Objective
Return each line containing "styles".
Begin
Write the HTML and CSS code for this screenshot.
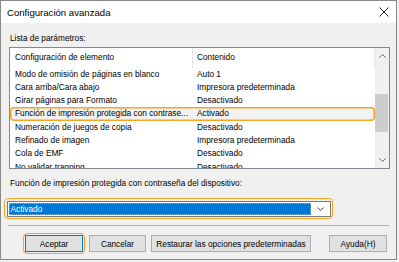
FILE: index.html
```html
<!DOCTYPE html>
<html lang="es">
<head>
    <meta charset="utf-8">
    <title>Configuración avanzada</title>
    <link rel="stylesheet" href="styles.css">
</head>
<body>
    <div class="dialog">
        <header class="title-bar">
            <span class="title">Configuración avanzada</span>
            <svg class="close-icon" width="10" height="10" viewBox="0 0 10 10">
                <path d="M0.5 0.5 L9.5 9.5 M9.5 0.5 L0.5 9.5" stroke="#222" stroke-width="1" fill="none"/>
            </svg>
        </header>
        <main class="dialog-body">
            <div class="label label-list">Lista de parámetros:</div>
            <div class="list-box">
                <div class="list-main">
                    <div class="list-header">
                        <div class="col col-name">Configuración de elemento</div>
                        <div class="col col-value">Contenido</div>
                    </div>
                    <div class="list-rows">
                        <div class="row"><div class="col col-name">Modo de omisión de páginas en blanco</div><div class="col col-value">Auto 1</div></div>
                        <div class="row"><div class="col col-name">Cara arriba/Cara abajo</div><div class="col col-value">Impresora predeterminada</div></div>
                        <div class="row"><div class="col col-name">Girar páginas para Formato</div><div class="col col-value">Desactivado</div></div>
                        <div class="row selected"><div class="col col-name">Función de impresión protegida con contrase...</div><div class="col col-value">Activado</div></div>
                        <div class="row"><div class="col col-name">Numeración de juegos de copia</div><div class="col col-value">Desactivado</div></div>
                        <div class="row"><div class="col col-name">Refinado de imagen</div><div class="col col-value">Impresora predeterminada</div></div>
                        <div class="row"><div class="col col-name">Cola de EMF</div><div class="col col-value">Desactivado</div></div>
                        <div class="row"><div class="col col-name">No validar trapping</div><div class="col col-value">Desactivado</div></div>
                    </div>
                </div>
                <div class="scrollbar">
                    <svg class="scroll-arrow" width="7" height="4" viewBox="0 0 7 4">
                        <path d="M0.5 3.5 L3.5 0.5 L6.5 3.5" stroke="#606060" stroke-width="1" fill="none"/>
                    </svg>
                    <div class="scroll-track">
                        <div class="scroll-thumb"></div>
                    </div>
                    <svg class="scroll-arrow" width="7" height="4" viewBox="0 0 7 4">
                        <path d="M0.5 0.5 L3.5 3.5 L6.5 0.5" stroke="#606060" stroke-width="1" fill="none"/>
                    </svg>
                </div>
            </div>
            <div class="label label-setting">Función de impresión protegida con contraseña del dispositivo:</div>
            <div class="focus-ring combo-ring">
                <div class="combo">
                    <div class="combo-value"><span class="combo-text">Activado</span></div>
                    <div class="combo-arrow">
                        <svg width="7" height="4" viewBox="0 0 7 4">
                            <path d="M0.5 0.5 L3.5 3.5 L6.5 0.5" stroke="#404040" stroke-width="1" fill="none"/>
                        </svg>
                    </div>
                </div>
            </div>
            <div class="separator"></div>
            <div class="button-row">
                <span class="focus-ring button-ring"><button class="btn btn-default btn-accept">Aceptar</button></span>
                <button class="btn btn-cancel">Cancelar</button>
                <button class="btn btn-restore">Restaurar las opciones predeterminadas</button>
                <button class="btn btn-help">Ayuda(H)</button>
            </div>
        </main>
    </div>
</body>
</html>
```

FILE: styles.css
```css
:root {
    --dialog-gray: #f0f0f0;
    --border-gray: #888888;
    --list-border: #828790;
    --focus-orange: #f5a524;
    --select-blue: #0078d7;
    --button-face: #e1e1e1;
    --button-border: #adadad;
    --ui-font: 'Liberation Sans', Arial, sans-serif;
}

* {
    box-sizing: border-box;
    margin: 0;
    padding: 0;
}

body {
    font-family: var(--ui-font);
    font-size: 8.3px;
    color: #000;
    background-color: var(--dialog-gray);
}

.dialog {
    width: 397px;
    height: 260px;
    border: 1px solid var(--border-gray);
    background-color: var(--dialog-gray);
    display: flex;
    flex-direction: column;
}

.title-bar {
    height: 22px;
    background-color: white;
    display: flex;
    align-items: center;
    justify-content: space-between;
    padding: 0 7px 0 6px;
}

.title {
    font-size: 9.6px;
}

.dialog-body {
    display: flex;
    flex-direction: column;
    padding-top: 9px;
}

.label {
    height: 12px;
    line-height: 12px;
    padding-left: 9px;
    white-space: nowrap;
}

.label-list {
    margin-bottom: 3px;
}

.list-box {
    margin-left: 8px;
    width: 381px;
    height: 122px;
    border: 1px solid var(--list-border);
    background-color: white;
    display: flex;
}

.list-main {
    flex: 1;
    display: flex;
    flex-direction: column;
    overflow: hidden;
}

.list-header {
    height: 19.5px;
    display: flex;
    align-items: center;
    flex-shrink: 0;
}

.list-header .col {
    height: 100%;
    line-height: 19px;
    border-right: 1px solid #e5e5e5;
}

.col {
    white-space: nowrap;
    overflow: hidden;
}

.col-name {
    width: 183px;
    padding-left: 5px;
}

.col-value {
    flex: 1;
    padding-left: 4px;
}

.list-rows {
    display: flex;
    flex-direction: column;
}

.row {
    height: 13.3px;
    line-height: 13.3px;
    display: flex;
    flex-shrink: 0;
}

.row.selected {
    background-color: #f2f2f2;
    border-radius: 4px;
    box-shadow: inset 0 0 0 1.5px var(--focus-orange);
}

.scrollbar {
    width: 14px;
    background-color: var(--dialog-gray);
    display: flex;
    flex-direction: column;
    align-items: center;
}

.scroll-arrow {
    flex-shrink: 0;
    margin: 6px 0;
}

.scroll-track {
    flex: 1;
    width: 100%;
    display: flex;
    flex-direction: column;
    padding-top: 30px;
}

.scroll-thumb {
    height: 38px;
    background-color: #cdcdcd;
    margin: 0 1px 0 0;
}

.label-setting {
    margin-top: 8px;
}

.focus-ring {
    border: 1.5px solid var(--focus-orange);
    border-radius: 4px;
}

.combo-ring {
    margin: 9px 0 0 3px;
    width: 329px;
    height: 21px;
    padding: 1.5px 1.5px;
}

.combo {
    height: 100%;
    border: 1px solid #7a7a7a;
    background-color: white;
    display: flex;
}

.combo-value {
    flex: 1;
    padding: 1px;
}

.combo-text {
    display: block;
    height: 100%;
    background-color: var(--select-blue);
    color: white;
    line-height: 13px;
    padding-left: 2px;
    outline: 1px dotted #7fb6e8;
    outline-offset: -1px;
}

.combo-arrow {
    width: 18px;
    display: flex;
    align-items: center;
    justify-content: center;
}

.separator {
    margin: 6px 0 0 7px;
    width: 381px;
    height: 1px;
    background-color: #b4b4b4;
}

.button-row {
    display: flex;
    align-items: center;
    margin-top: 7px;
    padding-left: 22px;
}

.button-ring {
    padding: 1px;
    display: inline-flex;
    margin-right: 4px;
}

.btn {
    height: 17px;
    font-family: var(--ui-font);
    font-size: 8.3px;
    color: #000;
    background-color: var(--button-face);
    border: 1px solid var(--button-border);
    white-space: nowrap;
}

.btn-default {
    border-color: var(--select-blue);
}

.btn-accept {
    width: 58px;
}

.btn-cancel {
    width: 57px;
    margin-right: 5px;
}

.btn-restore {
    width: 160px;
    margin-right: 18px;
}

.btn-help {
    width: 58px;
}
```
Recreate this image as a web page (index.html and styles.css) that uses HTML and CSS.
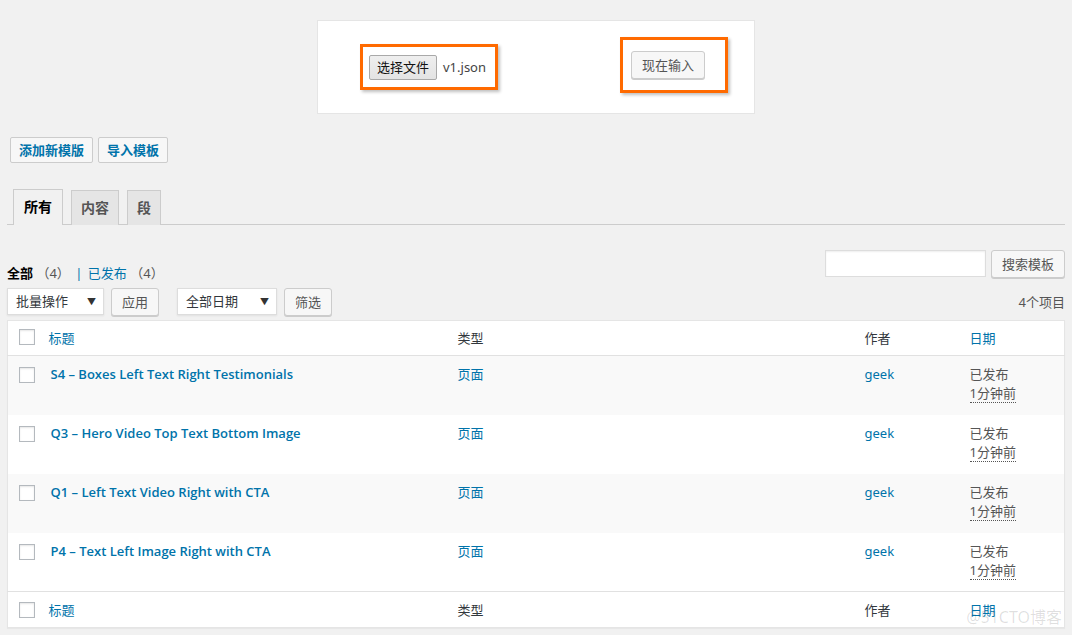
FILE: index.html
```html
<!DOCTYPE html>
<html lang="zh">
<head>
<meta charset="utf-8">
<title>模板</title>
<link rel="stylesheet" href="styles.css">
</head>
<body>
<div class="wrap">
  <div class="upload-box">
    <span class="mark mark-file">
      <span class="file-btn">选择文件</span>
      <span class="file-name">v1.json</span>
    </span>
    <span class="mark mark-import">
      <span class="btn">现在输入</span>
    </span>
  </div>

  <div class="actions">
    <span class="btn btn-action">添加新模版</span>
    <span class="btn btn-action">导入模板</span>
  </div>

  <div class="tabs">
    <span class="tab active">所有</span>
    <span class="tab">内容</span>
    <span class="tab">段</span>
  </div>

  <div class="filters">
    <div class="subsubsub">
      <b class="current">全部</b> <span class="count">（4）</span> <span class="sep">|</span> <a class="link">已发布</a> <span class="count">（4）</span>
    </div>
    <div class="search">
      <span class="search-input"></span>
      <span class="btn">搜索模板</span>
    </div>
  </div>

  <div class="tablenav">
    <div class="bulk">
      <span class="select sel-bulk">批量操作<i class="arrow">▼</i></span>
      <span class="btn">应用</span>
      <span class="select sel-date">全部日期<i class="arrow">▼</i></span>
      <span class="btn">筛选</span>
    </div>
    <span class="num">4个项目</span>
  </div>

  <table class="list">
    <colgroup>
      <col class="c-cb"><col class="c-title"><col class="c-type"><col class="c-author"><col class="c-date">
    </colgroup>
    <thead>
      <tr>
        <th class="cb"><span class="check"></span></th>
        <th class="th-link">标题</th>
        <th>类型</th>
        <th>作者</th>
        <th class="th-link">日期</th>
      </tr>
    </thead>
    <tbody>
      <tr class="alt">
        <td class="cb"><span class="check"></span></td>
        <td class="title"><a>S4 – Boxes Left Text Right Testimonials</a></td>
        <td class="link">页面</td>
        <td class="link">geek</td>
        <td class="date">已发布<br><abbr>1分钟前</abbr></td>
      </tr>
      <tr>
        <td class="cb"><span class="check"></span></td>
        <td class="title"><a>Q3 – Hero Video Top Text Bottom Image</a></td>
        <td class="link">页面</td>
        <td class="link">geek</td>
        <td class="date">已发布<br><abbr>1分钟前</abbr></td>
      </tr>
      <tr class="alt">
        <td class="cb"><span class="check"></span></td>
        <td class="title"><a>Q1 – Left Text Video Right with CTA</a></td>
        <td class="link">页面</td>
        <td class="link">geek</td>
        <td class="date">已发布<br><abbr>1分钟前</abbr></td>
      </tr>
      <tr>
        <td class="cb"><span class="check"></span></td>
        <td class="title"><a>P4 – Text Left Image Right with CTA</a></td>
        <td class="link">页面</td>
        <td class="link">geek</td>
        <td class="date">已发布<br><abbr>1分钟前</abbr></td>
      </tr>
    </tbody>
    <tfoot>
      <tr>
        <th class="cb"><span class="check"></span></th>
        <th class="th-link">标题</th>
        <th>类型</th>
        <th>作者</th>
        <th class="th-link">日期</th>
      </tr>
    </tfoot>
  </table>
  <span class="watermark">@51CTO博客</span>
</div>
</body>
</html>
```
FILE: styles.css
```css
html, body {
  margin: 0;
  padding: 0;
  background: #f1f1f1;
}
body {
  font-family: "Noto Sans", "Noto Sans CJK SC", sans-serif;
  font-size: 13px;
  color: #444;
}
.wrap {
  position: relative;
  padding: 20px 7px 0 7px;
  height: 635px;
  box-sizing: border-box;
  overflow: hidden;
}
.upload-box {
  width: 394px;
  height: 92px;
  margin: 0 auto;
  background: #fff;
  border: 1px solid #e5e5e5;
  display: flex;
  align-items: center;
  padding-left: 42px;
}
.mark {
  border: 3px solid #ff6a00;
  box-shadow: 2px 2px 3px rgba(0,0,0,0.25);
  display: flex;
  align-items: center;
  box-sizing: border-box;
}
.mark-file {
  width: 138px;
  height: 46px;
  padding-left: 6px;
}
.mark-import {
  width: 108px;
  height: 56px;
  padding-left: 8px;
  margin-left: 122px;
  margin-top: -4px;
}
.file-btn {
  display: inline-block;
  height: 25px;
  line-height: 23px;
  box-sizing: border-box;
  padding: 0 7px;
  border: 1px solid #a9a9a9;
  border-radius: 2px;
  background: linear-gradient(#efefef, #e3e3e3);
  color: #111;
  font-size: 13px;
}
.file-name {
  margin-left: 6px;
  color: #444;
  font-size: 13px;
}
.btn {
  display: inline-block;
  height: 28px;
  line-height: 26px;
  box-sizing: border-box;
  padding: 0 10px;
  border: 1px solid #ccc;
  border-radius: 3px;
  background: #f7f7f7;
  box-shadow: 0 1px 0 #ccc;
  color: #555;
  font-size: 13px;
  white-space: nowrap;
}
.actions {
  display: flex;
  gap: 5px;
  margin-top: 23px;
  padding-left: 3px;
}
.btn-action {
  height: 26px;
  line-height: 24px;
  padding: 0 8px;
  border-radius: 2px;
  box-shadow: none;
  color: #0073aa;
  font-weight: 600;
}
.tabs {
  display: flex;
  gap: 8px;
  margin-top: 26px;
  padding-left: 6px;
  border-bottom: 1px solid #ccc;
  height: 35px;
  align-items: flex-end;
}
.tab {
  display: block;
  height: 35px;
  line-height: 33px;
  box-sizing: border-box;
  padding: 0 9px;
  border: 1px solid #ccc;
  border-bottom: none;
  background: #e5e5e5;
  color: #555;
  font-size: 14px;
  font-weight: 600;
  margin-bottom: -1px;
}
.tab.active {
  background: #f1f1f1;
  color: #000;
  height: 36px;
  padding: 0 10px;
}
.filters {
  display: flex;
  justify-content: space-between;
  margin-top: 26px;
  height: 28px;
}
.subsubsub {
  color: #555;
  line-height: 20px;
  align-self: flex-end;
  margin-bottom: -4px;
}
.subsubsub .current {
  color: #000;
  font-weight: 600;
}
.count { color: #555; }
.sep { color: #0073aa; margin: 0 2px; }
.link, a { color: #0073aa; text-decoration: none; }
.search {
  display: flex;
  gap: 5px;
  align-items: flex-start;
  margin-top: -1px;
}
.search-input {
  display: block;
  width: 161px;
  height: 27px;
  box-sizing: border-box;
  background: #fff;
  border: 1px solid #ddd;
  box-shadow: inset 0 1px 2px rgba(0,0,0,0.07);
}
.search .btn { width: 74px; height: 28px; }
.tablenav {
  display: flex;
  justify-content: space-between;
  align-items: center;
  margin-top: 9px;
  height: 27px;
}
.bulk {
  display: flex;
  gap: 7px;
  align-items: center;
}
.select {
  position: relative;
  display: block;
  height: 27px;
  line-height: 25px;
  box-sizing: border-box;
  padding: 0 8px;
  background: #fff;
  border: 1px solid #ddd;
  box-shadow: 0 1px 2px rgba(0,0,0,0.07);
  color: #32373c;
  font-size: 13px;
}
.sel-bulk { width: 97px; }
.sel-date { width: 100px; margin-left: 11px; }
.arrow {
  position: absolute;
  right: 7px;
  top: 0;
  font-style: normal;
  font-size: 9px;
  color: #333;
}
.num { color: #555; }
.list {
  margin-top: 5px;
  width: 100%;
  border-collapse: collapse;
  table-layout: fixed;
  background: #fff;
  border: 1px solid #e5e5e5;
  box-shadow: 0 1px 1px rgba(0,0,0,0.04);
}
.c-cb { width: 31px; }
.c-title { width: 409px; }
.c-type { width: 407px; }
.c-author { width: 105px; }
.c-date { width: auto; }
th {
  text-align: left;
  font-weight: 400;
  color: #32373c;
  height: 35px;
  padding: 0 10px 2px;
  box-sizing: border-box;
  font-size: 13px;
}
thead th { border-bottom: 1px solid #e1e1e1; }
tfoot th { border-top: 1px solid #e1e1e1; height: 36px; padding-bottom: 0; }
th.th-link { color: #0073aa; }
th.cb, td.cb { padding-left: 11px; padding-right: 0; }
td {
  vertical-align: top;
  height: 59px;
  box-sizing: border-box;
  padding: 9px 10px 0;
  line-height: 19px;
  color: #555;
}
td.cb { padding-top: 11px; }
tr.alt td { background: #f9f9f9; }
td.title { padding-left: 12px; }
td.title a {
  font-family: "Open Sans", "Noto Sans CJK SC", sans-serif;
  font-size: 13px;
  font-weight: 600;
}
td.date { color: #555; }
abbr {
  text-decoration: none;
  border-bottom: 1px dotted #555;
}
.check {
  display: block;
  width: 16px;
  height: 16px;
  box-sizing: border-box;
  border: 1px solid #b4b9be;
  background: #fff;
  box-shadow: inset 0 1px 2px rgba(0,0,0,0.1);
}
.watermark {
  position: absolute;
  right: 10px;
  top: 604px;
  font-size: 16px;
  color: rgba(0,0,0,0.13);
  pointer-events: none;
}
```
End
Completed task
    <link rel="stylesheet" href="styles.css">
FILE: styles.css
Recreate this image as a web page (index.html and styles.css) that uses HTML and CSS.
<link rel="stylesheet" href="styles.css">
FILE: styles.css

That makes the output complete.